Layer the fruit, cream and biscuits into a plastic tub and freeze until firm

Once you’re ready to serve it’s best to leave this at room temperature for ten minutes or so to soften. Word up: this is RICH and a little goes a very long way. But it tastes great. It would also work blackcurrant, raspberry or blueberry…always thinking about the next glut, me. Serve with some more fresh fruit on the side to cut through the richness.

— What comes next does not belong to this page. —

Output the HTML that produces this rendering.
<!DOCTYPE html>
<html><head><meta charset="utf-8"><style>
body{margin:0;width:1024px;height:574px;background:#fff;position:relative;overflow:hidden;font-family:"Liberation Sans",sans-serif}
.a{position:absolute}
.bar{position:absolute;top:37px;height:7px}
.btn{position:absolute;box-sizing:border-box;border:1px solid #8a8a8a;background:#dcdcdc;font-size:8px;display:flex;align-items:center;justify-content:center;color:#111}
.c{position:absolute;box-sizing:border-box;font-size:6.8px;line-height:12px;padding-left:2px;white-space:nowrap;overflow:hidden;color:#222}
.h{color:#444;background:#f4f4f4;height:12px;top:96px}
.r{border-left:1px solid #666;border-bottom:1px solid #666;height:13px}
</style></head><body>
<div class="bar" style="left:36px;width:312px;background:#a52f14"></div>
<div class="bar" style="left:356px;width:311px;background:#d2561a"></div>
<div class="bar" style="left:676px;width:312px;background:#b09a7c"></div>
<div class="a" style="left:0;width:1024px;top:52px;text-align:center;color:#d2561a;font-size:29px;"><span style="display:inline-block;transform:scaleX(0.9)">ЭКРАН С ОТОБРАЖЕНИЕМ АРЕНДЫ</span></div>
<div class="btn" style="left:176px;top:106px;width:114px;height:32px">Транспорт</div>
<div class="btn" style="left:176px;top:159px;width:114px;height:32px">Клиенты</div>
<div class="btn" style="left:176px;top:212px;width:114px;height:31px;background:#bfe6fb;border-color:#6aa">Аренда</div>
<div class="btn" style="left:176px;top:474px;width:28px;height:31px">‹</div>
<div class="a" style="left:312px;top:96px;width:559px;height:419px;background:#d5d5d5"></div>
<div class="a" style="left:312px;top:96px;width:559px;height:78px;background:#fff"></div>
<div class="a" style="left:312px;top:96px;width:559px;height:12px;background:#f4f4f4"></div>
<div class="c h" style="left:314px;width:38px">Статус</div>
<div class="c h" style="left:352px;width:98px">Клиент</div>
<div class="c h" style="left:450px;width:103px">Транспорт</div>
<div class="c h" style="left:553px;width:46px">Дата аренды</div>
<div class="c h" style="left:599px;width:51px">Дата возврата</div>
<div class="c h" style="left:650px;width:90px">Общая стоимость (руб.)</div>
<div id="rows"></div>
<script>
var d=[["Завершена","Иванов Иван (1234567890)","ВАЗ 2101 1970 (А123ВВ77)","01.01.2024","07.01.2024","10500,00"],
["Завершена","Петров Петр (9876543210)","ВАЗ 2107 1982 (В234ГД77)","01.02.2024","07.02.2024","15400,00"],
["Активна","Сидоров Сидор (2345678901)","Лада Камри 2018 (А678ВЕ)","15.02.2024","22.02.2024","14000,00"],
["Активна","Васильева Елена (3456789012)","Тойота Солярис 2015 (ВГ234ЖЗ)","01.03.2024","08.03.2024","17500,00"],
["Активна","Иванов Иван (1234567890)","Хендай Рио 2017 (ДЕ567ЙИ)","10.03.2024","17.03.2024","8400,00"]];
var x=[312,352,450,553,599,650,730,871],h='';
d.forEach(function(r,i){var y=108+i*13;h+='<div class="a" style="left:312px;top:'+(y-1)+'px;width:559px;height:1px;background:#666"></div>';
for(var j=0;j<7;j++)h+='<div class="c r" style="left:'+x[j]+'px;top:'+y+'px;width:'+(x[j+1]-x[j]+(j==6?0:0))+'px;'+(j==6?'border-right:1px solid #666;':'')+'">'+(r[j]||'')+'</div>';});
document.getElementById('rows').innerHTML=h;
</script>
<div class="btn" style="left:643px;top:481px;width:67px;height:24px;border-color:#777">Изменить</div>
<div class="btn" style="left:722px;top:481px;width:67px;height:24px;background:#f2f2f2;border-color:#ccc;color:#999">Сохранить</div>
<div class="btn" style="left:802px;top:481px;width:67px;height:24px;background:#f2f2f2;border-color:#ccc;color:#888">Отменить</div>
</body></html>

No-churn strawberry cheesecake ice cream

Also this week:

Harvesting: Lettuce, rocket, chard, broad beans, strawberries, redcurrants, lavender, sweet william

Also in the garden: Foxgloves are going over but the delphinium and roses are coming into their own. Sunflowers are stunted by the dry weather but beans are romping away. From my desk I’ve been watching newly-fledged magpies testing out their flight muscles whilst still being fed by their parents.

Cooking & eating: Tarragon roast chicken with broad beans, pecan brownies

Days out: Three Counties Show for Matt’s first Father’s Day and to introduce Harry to his cultural heritage of sheep, cows and men-being-daft-about-old-tractors. David Austen Roses for a cream tea on my birthday. 38 and not out!